After surveying current children’s apps, I chose to create a custom typeface to complement the illustrations. I also chose the technologies to code the app based on the types of interactive moments I wanted to create. I had originally planned to develop the app using Adobe Digital Publishing Suite, but I quickly realized that it was too limited to handle the amount of rich animations and diversity of interactions I was designing. I landed on using Adobe Flash Pro to animate and code the app. Flash was a great option for front-end app coding; the interface was similar to other graphic-design software, and the coding language, Actionscript, was similar to coding for the web in Javascript. Sound design was also a key component of the app experience, from sound effects to background music to voiceover narration. I commissioned the sound design from a childhood friend, Joshua Cipolla, who created multiple background music tracks that follow the arc of the story. Together, all of these deliberate decisions made my story into a more seamless and immersive experience.
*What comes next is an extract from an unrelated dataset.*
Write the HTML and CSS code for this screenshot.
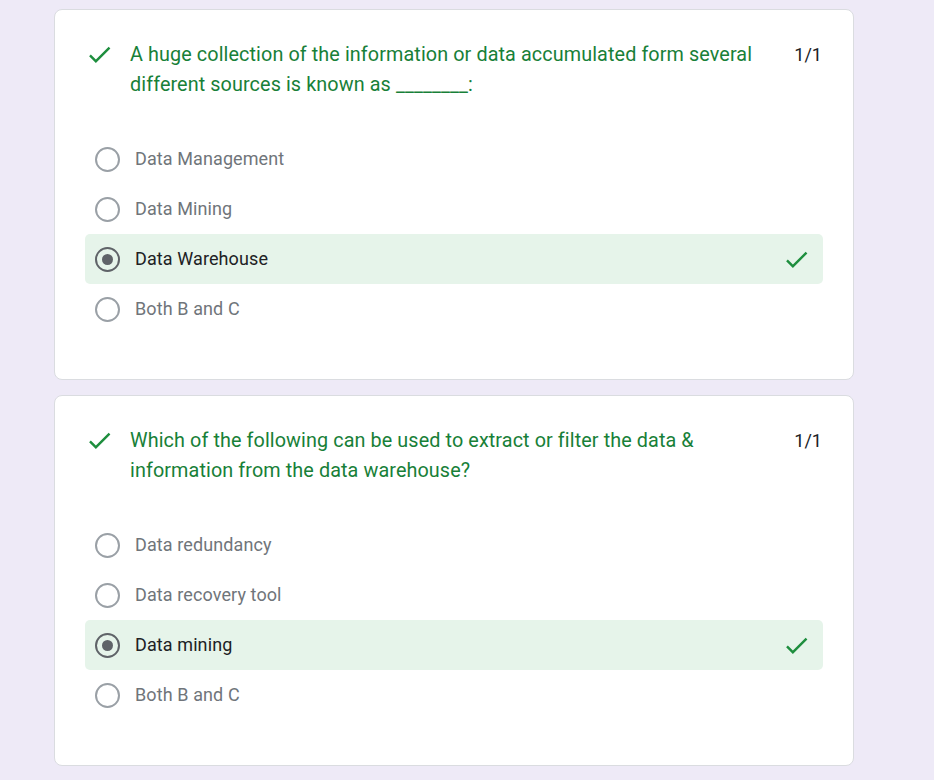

In many ways, the story of the little bug reflects my own experiences these past two years in graduate school. Upon entering the Graphic Design MFA program at MICA with a background in theatre and little coursework in graphic design, I was overwhelmed by the skill and experience of my peers. I’ve met so many talented designers, screenprinters, letterpressers, coders and illustrators. I spent plenty of time thinking that my work wasn’t interesting enough, academic enough, or beautiful enough. Graduate school helped me focus on my personal growth as a designer while challenging and inspiring me to learn more. I hope my app inspires kids to stay curious about their environment and look forward to a lifetime of learning and growing.

Read More


The Little Bug was exhibited at the Maryland Institute of Art from March 28 to April 6, 2014.

The exhibition design featured a station for demoing the app on the iPad, a type specimen of the custom typeface Katydid, huge vinyl decals of the bug illustrations, and a video walk-through of the app that played on the big screen.